Watch your topography and geography. Have you never read novels where the characters are made to walk miles of country in as many minutes? In fairy tales we rather like these extraordinary creatures—their startling performances have a charm we should be sorry to part with. But in the higher world of fiction, where ideal things should appear as real as possible, we decidedly object to miraculous journeys, especially, as in most instances, it is plainly a mistake in calculation on the part of the writer. Of course the writer is occasionally placed in an awkward position. A dramatic episode is about to take place, or, more correctly, the author wishes it to take place, but the characters have been dispersed about the map, and time and distance conspire against the author's purpose. It is madness to "blur" the positions and "risk" the reader's acuteness, but it is almost equally unfortunate to fail in observing the difficulty, and write on in blissful ignorance of the fact that nature's laws have been set at defiance.
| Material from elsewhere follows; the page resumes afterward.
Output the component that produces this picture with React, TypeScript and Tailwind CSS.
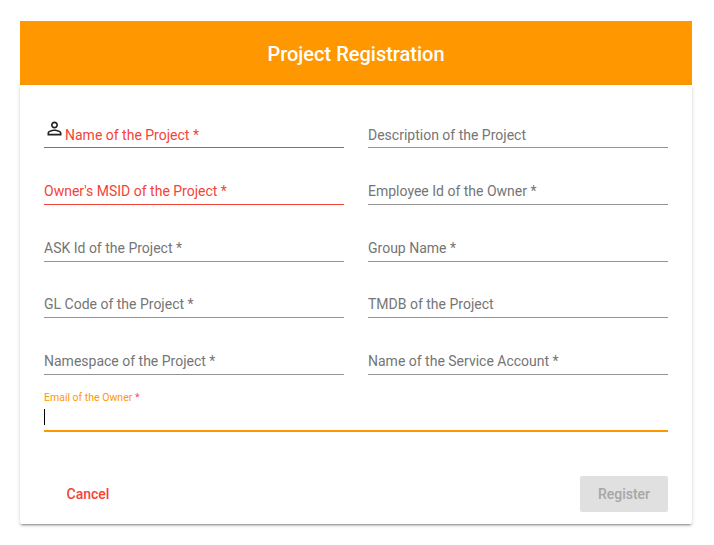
import React from "react";

type FieldProps = { label: string; required?: boolean; invalid?: boolean; icon?: boolean; low?: boolean };

function PersonIcon() {
  return (
    <svg className="h-[21px] w-[21px] shrink-0" viewBox="0 0 24 24" fill="#212121" aria-hidden="true">
      <path d="M12 5.9c1.16 0 2.1.94 2.1 2.1s-.94 2.1-2.1 2.1S9.9 9.16 9.9 8s.94-2.1 2.1-2.1m0 9c2.97 0 6.1 1.46 6.1 2.1v1.1H5.9V17c0-.64 3.13-2.1 6.1-2.1M12 4C9.79 4 8 5.79 8 8s1.79 4 4 4 4-1.79 4-4-1.79-4-4-4zm0 9c-2.67 0-8 1.34-8 4v3h16v-3c0-2.66-5.33-4-8-4z" />
    </svg>
  );
}

function Field({ label, required, invalid, icon, low }: FieldProps) {
  return (
    <label className={`flex h-[30px] flex-1 items-start whitespace-nowrap border-b text-sm leading-4 ${invalid ? "border-[#f44336] text-[#f44336]" : "border-[#949494] text-[#757575]"}`}>
      {icon && <PersonIcon />}
      <span className={low ? "pt-[9px]" : "pt-2"}>{label}{required && " *"}</span>
    </label>
  );
}

export default function App() {
  return (
    <main className="h-[545px] w-[714px] overflow-hidden bg-white pl-5 pt-[21px] font-['Roboto',sans-serif]">
      <section className="w-[672px]">
        <header className="flex h-16 items-center justify-center bg-[#ff9800] text-xl font-medium text-white">
          <h1 className="pt-[2px]">Project Registration</h1>
        </header>
        <form className="h-[439px] rounded-[2px] bg-white px-6 pt-[33px] shadow-[0_3px_1px_-2px_rgba(0,0,0,0.2),0_2px_2px_0_rgba(0,0,0,0.14),0_1px_5px_0_rgba(0,0,0,0.12)]">
          <div className="flex gap-6">
            <Field label="Name of the Project" required invalid icon low />
            <Field label="Description of the Project" low />
          </div>
          <div className="mt-[27px] flex gap-6">
            <Field label="Owner's MSID of the Project" required invalid />
            <Field label="Employee Id of the Owner" required />
          </div>
          <div className="mt-[27px] flex gap-6">
            <Field label="ASK Id of the Project" required />
            <Field label="Group Name" required />
          </div>
          <div className="mt-[26px] flex gap-6">
            <Field label="GL Code of the Project" required />
            <Field label="TMDB of the Project" />
          </div>
          <div className="mt-[27px] flex gap-6">
            <Field label="Namespace of the Project" required />
            <Field label="Name of the Service Account" required />
          </div>
          <div className="mt-[17px] h-10 border-b-2 border-[#ff9800]">
            <div className="text-[10.5px] leading-3 text-[#ff9800]">Email of the Owner <span className="text-[#ff4081]">*</span></div>
            <div className="mt-[5px] h-4 w-px bg-black" />
          </div>
          <div className="mt-11 flex items-center justify-between text-sm font-medium">
            <button type="button" className="h-9 pl-[22.5px] text-[#f44336]">Cancel</button>
            <button type="button" disabled className="h-9 w-[88px] rounded-[2px] bg-[#e0e0e0] text-[#a6a6a6]">Register</button>
          </div>
        </form>
      </section>
    </main>
  );
}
The drawing of a map, as before suggested, will obviate all these troubles.

Should you depict a lover's scene in India, take care not to describe it as occurring in "beautiful twilight." It is quite possible to know that darkness follows sunset, and yet to forget it in the moment of writing; but a good writer is never caught "napping" in these matters. If you don't know India, choose Cairo, about which, after half-a-dozen lengthened visits, you can speak with certainty.

Scientific Facts

What a nuisance the weather is to many novelists. Some triumph over their difficulties; a few contribute to our amusement. The meteorology of fiction would be a fascinating study. In second-rate productions, it is astonishing to witness the ease with which the weather is ordered about. The writer makes it rain when he thinks the incidents of a downpour will enliven the narrative, forgetting that the movement of the story, as previously stated, requires a blue sky and a shining sun; or he contrives to have the wind blowing in two or three directions at once. The sun and the moon require careful manipulation. At the beginning of a novel, the room of an invalid is said to have a window looking directly towards the east; but at the end of the book when the invalid dies, the author, wishing to make him depart this life in a flood of glory, suffuses this eastern-windowed room with "the red glare of the setting sun." The detail may appear unimportant, but it is not so, and a few hours devoted to notes on these minor points would save all the unpleasantness and ridicule which such mistakes too frequently bring. The reviewer loves to descant on the "peculiar cosmology and physical science of the volume before us."The moon is most unfortunate. Mrs Humphry Ward confesses that she never knows when to make the moon rise, and obtains Miss Ward's assistance in all astronomical references. This is, of course, a pleasant exaggeration, but it shows that no venture should be made in science without being perfectly sure of your ground.

Grammar

Grammar is the most dangerous of all pitfalls. Suppose you read your novel through, and check each sentence. After weary toil you are ready to offer a prize of one guinea to the man who can show you a mistake. When the full list of errors is drawn up by an expert grammarian, you are glad that offer was not made, for your guineas would have been going too quickly. In everyday conversation you speak as other people do—having a special hatred of painful accuracy, otherwise called pedantry; and as you frequently hear the phrase: "Those sort of people are never nice," it does not strike you as being incorrect when you read it in your proof-sheets. Or somebody refers to a theatrical performance, and regretting his inability to be present, says, "I should like to have gone, but could not." So often is the phrase used in daily speech, that its sound (when you read your book aloud) does not suggest anything erroneous. And yet if you wish your reader to know that you are a good grammarian, you will not be ashamed to revise your grammar and say, "I should have liked to go, but could not." These are simple instances: there are hundreds more.

Reviewing all that has been said in this chapter, the one conclusion is that the novelist must be a man of knowledge; he must know the English language from base to summit; and whatever references he makes to science, art, history, theology, or any other subject, he should have what is expected of writers in these specific departments—accuracy.